Directive: Say how many lines hold the string "styles"; please write nothing but the number.
════════════════════
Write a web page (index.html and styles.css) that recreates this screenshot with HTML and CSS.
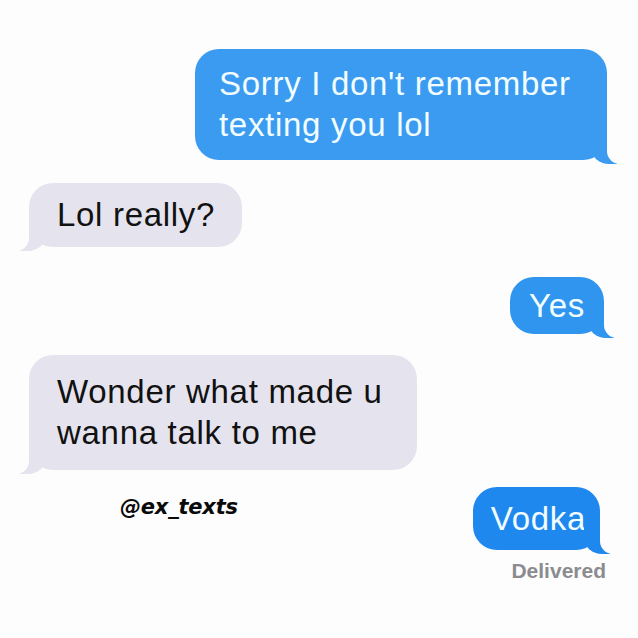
FILE: index.html
```html
<!DOCTYPE html>
<html>
<head>
    <title>Messages</title>
    <link rel="stylesheet" href="styles.css">
</head>
<body>
    <div class="thread">
        <div class="row out first">
            <div class="bubble sent wide">Sorry I don't remember texting you lol</div>
        </div>

        <div class="row in second">
            <div class="bubble received">Lol really?</div>
        </div>

        <div class="row out third">
            <div class="bubble sent short">Yes</div>
        </div>

        <div class="row in fourth">
            <div class="bubble received tall">Wonder what made u wanna talk to me</div>
        </div>

        <div class="row last">
            <div class="handle">@ex_texts</div>
            <div class="bubble sent vodka">Vodka</div>
        </div>

        <div class="status">Delivered</div>
    </div>
</body>
</html>
```

FILE: styles.css
```css
body {
    margin: 0;
    width: 638px;
    height: 638px;
    background-color: #fdfdfd;
    font-family: "Liberation Sans", Arial, sans-serif;
    overflow: hidden;
}

.thread {
    display: flex;
    flex-direction: column;
    padding-top: 49px;
}

.row {
    display: flex;
}

.row.out {
    justify-content: flex-end;
}

.row.in {
    justify-content: flex-start;
    padding-left: 29px;
}

.first {
    padding-right: 31px;
}

.second {
    margin-top: 23px;
}

.third {
    margin-top: 30px;
    padding-right: 34px;
}

.fourth {
    margin-top: 21px;
}

.last {
    margin-top: 17px;
    justify-content: space-between;
    align-items: flex-start;
    padding-left: 120px;
    padding-right: 38px;
}

/* bubbles */
.bubble {
    position: relative;
    box-sizing: border-box;
    font-size: 33px;
    line-height: 41px;
    letter-spacing: 0.7px;
    border-radius: 24px;
}

.sent {
    background-color: #3a9bf1;
    color: #f2fdff;
    padding: 8px 19px;
}

.received {
    background-color: #e5e4ee;
    color: #111;
    padding: 11px 27px 12px 28px;
}

.wide {
    max-width: 412px;
    padding: 14px 30px 15px 24px;
}

.short {
    background-color: #2f95ef;
}

.tall {
    max-width: 388px;
    padding: 16px 25px 17px 28px;
}

.vodka {
    background-color: #1f88ef;
    padding: 11px 14px 11px 18px;
}

/* bubble tails: a coloured block carved by a page-coloured block */
.sent::before,
.sent::after,
.received::before,
.received::after {
    content: "";
    position: absolute;
    bottom: -4px;
    height: 28px;
}

.sent::before {
    right: -10px;
    width: 26px;
    background-color: inherit;
    border-bottom-left-radius: 18px 16px;
}

.sent::after {
    right: -32px;
    width: 32px;
    background-color: #fdfdfd;
    border-bottom-left-radius: 13px;
}

.received::before {
    left: -9px;
    width: 26px;
    background-color: inherit;
    border-bottom-right-radius: 18px 16px;
}

.received::after {
    left: -32px;
    width: 32px;
    background-color: #fdfdfd;
    border-bottom-right-radius: 13px;
}

.handle {
    margin-top: 8px;
    font-family: "DejaVu Sans", sans-serif;
    font-weight: bold;
    font-style: italic;
    font-size: 21px;
    letter-spacing: -0.2px;
    color: #0a0a0a;
}

.status {
    align-self: flex-end;
    margin-top: 9px;
    padding-right: 32px;
    font-size: 21px;
    font-weight: bold;
    color: #8b8b90;
}
```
════════════════════
Result of the exercise: 3